── Material for the task ──

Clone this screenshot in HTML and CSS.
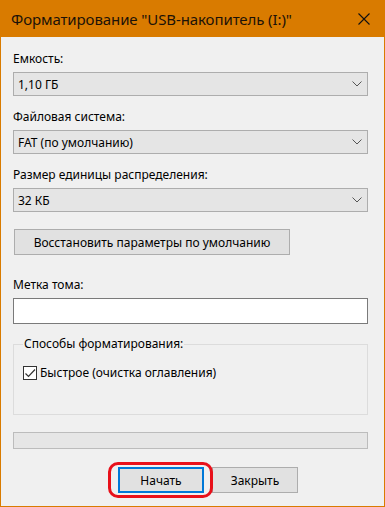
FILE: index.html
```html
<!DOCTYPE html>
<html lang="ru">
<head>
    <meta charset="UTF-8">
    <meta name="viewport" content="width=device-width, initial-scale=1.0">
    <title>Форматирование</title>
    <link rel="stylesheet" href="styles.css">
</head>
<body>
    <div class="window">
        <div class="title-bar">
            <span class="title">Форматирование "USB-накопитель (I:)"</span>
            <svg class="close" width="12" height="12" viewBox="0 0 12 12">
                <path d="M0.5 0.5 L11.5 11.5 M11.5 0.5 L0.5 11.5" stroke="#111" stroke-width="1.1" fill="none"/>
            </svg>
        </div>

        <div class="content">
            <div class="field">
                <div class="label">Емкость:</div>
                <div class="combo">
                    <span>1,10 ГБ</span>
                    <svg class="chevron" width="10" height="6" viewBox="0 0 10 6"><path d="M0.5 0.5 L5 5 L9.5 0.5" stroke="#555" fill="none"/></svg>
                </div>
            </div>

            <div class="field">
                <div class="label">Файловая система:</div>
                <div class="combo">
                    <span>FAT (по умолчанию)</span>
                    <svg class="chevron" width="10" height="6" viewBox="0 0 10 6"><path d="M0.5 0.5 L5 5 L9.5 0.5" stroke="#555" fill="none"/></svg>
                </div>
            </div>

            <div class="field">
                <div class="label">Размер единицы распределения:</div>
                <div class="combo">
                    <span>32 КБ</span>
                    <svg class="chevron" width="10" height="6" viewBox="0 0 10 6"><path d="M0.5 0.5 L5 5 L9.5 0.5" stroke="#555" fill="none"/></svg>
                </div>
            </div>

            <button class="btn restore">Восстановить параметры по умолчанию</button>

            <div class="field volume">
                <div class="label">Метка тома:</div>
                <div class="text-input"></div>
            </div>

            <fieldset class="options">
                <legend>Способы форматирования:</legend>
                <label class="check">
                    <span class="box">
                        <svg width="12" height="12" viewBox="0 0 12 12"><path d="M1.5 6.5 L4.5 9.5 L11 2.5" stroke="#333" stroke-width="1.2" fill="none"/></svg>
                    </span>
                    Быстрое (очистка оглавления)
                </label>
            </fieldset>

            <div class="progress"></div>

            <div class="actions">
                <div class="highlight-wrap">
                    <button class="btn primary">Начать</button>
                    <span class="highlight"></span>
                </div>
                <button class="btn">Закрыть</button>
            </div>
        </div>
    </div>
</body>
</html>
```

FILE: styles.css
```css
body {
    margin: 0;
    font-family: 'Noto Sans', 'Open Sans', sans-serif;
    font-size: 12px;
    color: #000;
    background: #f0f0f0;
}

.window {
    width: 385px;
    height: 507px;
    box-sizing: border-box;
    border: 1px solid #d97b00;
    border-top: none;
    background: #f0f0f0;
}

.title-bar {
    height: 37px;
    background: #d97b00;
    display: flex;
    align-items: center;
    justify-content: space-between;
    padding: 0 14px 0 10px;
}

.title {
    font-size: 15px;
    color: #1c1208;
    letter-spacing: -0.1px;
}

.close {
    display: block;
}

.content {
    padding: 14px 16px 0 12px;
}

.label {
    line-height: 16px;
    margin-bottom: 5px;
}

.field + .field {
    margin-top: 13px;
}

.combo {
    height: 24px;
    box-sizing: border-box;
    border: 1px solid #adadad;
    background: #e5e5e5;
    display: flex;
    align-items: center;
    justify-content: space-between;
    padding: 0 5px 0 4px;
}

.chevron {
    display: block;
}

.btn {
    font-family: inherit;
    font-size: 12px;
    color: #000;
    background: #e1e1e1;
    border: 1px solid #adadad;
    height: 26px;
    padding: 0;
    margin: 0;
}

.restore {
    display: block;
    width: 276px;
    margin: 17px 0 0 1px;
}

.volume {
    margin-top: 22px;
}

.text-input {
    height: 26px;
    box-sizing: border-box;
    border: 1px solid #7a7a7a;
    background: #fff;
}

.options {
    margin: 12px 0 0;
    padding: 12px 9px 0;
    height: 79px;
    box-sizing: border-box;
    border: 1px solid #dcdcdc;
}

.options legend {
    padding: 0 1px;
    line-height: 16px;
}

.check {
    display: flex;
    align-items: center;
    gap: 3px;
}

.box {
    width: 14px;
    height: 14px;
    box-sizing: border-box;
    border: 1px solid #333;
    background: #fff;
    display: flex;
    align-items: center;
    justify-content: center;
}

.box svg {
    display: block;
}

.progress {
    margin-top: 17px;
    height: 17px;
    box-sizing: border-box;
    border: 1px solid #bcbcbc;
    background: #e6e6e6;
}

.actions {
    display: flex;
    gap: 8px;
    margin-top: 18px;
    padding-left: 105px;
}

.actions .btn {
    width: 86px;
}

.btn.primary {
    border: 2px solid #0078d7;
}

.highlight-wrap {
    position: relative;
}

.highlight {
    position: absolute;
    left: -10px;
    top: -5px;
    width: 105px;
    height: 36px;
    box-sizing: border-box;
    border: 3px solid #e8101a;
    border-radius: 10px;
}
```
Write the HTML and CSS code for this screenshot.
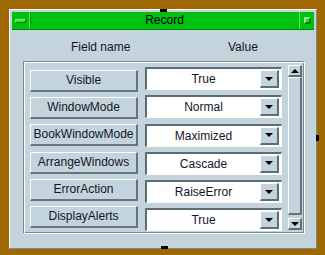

───

◆ **What you should do**
Can the entries above be repeated exactly, without their pictures?

◆ **Task output**
Clone this screenshot in HTML and CSS.
FILE: index.html
```html
<!DOCTYPE html>
<html lang="ru">
<head>
    <meta charset="UTF-8">
    <meta name="viewport" content="width=device-width, initial-scale=1.0">
    <title>Форматирование</title>
    <link rel="stylesheet" href="styles.css">
</head>
<body>
    <div class="window">
        <div class="title-bar">
            <span class="title">Форматирование "USB-накопитель (I:)"</span>
            <svg class="close" width="12" height="12" viewBox="0 0 12 12">
                <path d="M0.5 0.5 L11.5 11.5 M11.5 0.5 L0.5 11.5" stroke="#111" stroke-width="1.1" fill="none"/>
            </svg>
        </div>

        <div class="content">
            <div class="field">
                <div class="label">Емкость:</div>
                <div class="combo">
                    <span>1,10 ГБ</span>
                    <svg class="chevron" width="10" height="6" viewBox="0 0 10 6"><path d="M0.5 0.5 L5 5 L9.5 0.5" stroke="#555" fill="none"/></svg>
                </div>
            </div>

            <div class="field">
                <div class="label">Файловая система:</div>
                <div class="combo">
                    <span>FAT (по умолчанию)</span>
                    <svg class="chevron" width="10" height="6" viewBox="0 0 10 6"><path d="M0.5 0.5 L5 5 L9.5 0.5" stroke="#555" fill="none"/></svg>
                </div>
            </div>

            <div class="field">
                <div class="label">Размер единицы распределения:</div>
                <div class="combo">
                    <span>32 КБ</span>
                    <svg class="chevron" width="10" height="6" viewBox="0 0 10 6"><path d="M0.5 0.5 L5 5 L9.5 0.5" stroke="#555" fill="none"/></svg>
                </div>
            </div>

            <button class="btn restore">Восстановить параметры по умолчанию</button>

            <div class="field volume">
                <div class="label">Метка тома:</div>
                <div class="text-input"></div>
            </div>

            <fieldset class="options">
                <legend>Способы форматирования:</legend>
                <label class="check">
                    <span class="box">
                        <svg width="12" height="12" viewBox="0 0 12 12"><path d="M1.5 6.5 L4.5 9.5 L11 2.5" stroke="#333" stroke-width="1.2" fill="none"/></svg>
                    </span>
                    Быстрое (очистка оглавления)
                </label>
            </fieldset>

            <div class="progress"></div>

            <div class="actions">
                <div class="highlight-wrap">
                    <button class="btn primary">Начать</button>
                    <span class="highlight"></span>
                </div>
                <button class="btn">Закрыть</button>
            </div>
        </div>
    </div>
</body>
</html>
```

FILE: styles.css
```css
body {
    margin: 0;
    font-family: 'Noto Sans', 'Open Sans', sans-serif;
    font-size: 12px;
    color: #000;
    background: #f0f0f0;
}

.window {
    width: 385px;
    height: 507px;
    box-sizing: border-box;
    border: 1px solid #d97b00;
    border-top: none;
    background: #f0f0f0;
}

.title-bar {
    height: 37px;
    background: #d97b00;
    display: flex;
    align-items: center;
    justify-content: space-between;
    padding: 0 14px 0 10px;
}

.title {
    font-size: 15px;
    color: #1c1208;
    letter-spacing: -0.1px;
}

.close {
    display: block;
}

.content {
    padding: 14px 16px 0 12px;
}

.label {
    line-height: 16px;
    margin-bottom: 5px;
}

.field + .field {
    margin-top: 13px;
}

.combo {
    height: 24px;
    box-sizing: border-box;
    border: 1px solid #adadad;
    background: #e5e5e5;
    display: flex;
    align-items: center;
    justify-content: space-between;
    padding: 0 5px 0 4px;
}

.chevron {
    display: block;
}

.btn {
    font-family: inherit;
    font-size: 12px;
    color: #000;
    background: #e1e1e1;
    border: 1px solid #adadad;
    height: 26px;
    padding: 0;
    margin: 0;
}

.restore {
    display: block;
    width: 276px;
    margin: 17px 0 0 1px;
}

.volume {
    margin-top: 22px;
}

.text-input {
    height: 26px;
    box-sizing: border-box;
    border: 1px solid #7a7a7a;
    background: #fff;
}

.options {
    margin: 12px 0 0;
    padding: 12px 9px 0;
    height: 79px;
    box-sizing: border-box;
    border: 1px solid #dcdcdc;
}

.options legend {
    padding: 0 1px;
    line-height: 16px;
}

.check {
    display: flex;
    align-items: center;
    gap: 3px;
}

.box {
    width: 14px;
    height: 14px;
    box-sizing: border-box;
    border: 1px solid #333;
    background: #fff;
    display: flex;
    align-items: center;
    justify-content: center;
}

.box svg {
    display: block;
}

.progress {
    margin-top: 17px;
    height: 17px;
    box-sizing: border-box;
    border: 1px solid #bcbcbc;
    background: #e6e6e6;
}

.actions {
    display: flex;
    gap: 8px;
    margin-top: 18px;
    padding-left: 105px;
}

.actions .btn {
    width: 86px;
}

.btn.primary {
    border: 2px solid #0078d7;
}

.highlight-wrap {
    position: relative;
}

.highlight {
    position: absolute;
    left: -10px;
    top: -5px;
    width: 105px;
    height: 36px;
    box-sizing: border-box;
    border: 3px solid #e8101a;
    border-radius: 10px;
}
```
Write the HTML and CSS code for this screenshot.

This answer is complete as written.